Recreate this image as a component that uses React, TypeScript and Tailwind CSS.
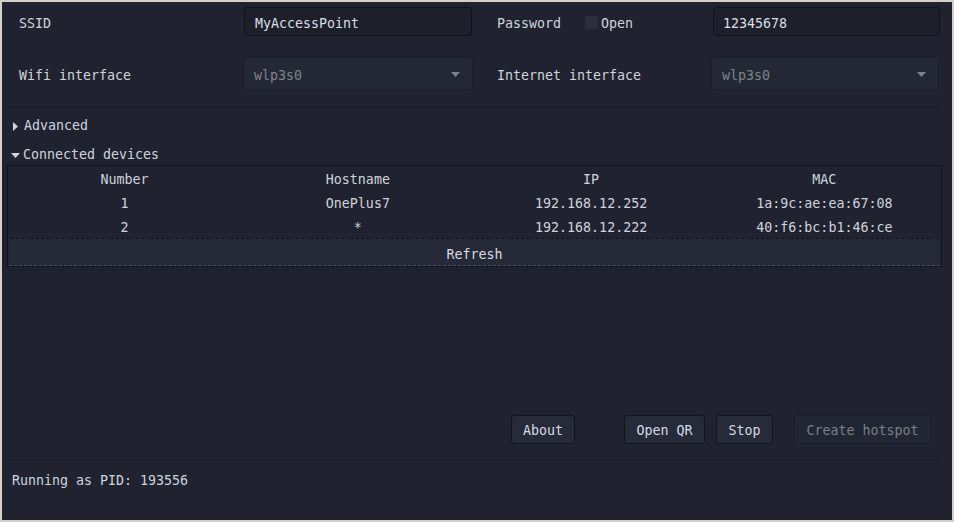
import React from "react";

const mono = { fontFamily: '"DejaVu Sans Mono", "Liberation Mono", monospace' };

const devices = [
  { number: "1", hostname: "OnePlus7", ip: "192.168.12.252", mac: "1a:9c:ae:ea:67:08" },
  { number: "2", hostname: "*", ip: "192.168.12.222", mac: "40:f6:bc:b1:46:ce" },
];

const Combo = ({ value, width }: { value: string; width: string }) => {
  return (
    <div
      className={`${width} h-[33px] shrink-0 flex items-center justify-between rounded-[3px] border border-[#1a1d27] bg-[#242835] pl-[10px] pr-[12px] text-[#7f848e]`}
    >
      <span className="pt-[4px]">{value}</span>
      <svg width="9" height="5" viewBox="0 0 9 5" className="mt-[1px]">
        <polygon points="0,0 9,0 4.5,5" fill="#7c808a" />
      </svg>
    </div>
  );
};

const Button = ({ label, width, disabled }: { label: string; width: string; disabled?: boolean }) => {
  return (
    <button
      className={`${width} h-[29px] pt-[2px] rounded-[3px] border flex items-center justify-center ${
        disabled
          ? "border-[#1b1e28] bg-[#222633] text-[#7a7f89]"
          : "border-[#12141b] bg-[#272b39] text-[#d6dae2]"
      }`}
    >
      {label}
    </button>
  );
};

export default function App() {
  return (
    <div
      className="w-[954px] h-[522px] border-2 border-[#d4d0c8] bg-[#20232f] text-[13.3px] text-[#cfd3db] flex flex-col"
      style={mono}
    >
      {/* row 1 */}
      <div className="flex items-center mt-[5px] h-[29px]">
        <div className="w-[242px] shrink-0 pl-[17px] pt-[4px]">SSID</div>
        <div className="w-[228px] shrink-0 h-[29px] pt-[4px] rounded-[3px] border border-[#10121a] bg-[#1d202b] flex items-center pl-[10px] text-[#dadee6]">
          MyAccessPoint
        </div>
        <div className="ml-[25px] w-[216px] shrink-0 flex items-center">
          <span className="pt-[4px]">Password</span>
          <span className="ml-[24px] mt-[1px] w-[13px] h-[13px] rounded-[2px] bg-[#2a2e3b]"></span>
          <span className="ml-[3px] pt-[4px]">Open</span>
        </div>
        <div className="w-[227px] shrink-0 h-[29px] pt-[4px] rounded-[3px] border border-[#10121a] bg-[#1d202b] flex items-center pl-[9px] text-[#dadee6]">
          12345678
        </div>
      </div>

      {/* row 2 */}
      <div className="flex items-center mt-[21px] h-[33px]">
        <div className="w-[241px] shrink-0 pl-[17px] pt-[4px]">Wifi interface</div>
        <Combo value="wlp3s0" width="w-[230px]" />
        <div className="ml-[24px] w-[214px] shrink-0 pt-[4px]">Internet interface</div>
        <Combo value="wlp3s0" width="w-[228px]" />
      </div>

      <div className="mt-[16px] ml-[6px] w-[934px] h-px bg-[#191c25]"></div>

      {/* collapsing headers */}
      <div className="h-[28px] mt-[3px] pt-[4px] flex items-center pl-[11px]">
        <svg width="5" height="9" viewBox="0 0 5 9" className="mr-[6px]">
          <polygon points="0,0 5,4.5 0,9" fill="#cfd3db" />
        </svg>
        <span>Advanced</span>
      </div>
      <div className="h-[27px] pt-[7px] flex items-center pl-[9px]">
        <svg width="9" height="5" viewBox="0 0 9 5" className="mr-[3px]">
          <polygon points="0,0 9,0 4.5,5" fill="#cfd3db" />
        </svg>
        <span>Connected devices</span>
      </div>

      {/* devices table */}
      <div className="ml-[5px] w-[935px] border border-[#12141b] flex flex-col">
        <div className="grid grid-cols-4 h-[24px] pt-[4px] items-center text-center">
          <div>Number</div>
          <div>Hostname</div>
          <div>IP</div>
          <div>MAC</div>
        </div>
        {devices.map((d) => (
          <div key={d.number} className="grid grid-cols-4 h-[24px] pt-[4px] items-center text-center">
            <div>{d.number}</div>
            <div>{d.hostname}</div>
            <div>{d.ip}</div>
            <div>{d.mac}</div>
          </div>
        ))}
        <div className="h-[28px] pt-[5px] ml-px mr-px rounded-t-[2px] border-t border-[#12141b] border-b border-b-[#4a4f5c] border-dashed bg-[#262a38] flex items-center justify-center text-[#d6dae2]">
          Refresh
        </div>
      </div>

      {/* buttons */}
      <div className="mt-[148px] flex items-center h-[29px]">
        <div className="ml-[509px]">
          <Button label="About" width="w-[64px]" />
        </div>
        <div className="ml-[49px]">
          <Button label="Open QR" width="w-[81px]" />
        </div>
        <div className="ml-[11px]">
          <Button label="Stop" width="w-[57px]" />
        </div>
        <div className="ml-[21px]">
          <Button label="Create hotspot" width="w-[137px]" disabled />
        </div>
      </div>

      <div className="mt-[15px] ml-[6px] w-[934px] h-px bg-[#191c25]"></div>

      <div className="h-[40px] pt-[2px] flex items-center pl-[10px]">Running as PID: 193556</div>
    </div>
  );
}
◆ ◆ ◆
WHAT IS NEEDED:
Without including any picture, repeat the data exactly.

RESPONSE TO THIS EXERCISE:
Recreate this image as a component that uses React, TypeScript and Tailwind CSS.
import React from "react";

const mono = { fontFamily: '"DejaVu Sans Mono", "Liberation Mono", monospace' };

const devices = [
  { number: "1", hostname: "OnePlus7", ip: "192.168.12.252", mac: "1a:9c:ae:ea:67:08" },
  { number: "2", hostname: "*", ip: "192.168.12.222", mac: "40:f6:bc:b1:46:ce" },
];

const Combo = ({ value, width }: { value: string; width: string }) => {
  return (
    <div
      className={`${width} h-[33px] shrink-0 flex items-center justify-between rounded-[3px] border border-[#1a1d27] bg-[#242835] pl-[10px] pr-[12px] text-[#7f848e]`}
    >
      <span className="pt-[4px]">{value}</span>
      <svg width="9" height="5" viewBox="0 0 9 5" className="mt-[1px]">
        <polygon points="0,0 9,0 4.5,5" fill="#7c808a" />
      </svg>
    </div>
  );
};

const Button = ({ label, width, disabled }: { label: string; width: string; disabled?: boolean }) => {
  return (
    <button
      className={`${width} h-[29px] pt-[2px] rounded-[3px] border flex items-center justify-center ${
        disabled
          ? "border-[#1b1e28] bg-[#222633] text-[#7a7f89]"
          : "border-[#12141b] bg-[#272b39] text-[#d6dae2]"
      }`}
    >
      {label}
    </button>
  );
};

export default function App() {
  return (
    <div
      className="w-[954px] h-[522px] border-2 border-[#d4d0c8] bg-[#20232f] text-[13.3px] text-[#cfd3db] flex flex-col"
      style={mono}
    >
      {/* row 1 */}
      <div className="flex items-center mt-[5px] h-[29px]">
        <div className="w-[242px] shrink-0 pl-[17px] pt-[4px]">SSID</div>
        <div className="w-[228px] shrink-0 h-[29px] pt-[4px] rounded-[3px] border border-[#10121a] bg-[#1d202b] flex items-center pl-[10px] text-[#dadee6]">
          MyAccessPoint
        </div>
        <div className="ml-[25px] w-[216px] shrink-0 flex items-center">
          <span className="pt-[4px]">Password</span>
          <span className="ml-[24px] mt-[1px] w-[13px] h-[13px] rounded-[2px] bg-[#2a2e3b]"></span>
          <span className="ml-[3px] pt-[4px]">Open</span>
        </div>
        <div className="w-[227px] shrink-0 h-[29px] pt-[4px] rounded-[3px] border border-[#10121a] bg-[#1d202b] flex items-center pl-[9px] text-[#dadee6]">
          12345678
        </div>
      </div>

      {/* row 2 */}
      <div className="flex items-center mt-[21px] h-[33px]">
        <div className="w-[241px] shrink-0 pl-[17px] pt-[4px]">Wifi interface</div>
        <Combo value="wlp3s0" width="w-[230px]" />
        <div className="ml-[24px] w-[214px] shrink-0 pt-[4px]">Internet interface</div>
        <Combo value="wlp3s0" width="w-[228px]" />
      </div>

      <div className="mt-[16px] ml-[6px] w-[934px] h-px bg-[#191c25]"></div>

      {/* collapsing headers */}
      <div className="h-[28px] mt-[3px] pt-[4px] flex items-center pl-[11px]">
        <svg width="5" height="9" viewBox="0 0 5 9" className="mr-[6px]">
          <polygon points="0,0 5,4.5 0,9" fill="#cfd3db" />
        </svg>
        <span>Advanced</span>
      </div>
      <div className="h-[27px] pt-[7px] flex items-center pl-[9px]">
        <svg width="9" height="5" viewBox="0 0 9 5" className="mr-[3px]">
          <polygon points="0,0 9,0 4.5,5" fill="#cfd3db" />
        </svg>
        <span>Connected devices</span>
      </div>

      {/* devices table */}
      <div className="ml-[5px] w-[935px] border border-[#12141b] flex flex-col">
        <div className="grid grid-cols-4 h-[24px] pt-[4px] items-center text-center">
          <div>Number</div>
          <div>Hostname</div>
          <div>IP</div>
          <div>MAC</div>
        </div>
        {devices.map((d) => (
          <div key={d.number} className="grid grid-cols-4 h-[24px] pt-[4px] items-center text-center">
            <div>{d.number}</div>
            <div>{d.hostname}</div>
            <div>{d.ip}</div>
            <div>{d.mac}</div>
          </div>
        ))}
        <div className="h-[28px] pt-[5px] ml-px mr-px rounded-t-[2px] border-t border-[#12141b] border-b border-b-[#4a4f5c] border-dashed bg-[#262a38] flex items-center justify-center text-[#d6dae2]">
          Refresh
        </div>
      </div>

      {/* buttons */}
      <div className="mt-[148px] flex items-center h-[29px]">
        <div className="ml-[509px]">
          <Button label="About" width="w-[64px]" />
        </div>
        <div className="ml-[49px]">
          <Button label="Open QR" width="w-[81px]" />
        </div>
        <div className="ml-[11px]">
          <Button label="Stop" width="w-[57px]" />
        </div>
        <div className="ml-[21px]">
          <Button label="Create hotspot" width="w-[137px]" disabled />
        </div>
      </div>

      <div className="mt-[15px] ml-[6px] w-[934px] h-px bg-[#191c25]"></div>

      <div className="h-[40px] pt-[2px] flex items-center pl-[10px]">Running as PID: 193556</div>
    </div>
  );
}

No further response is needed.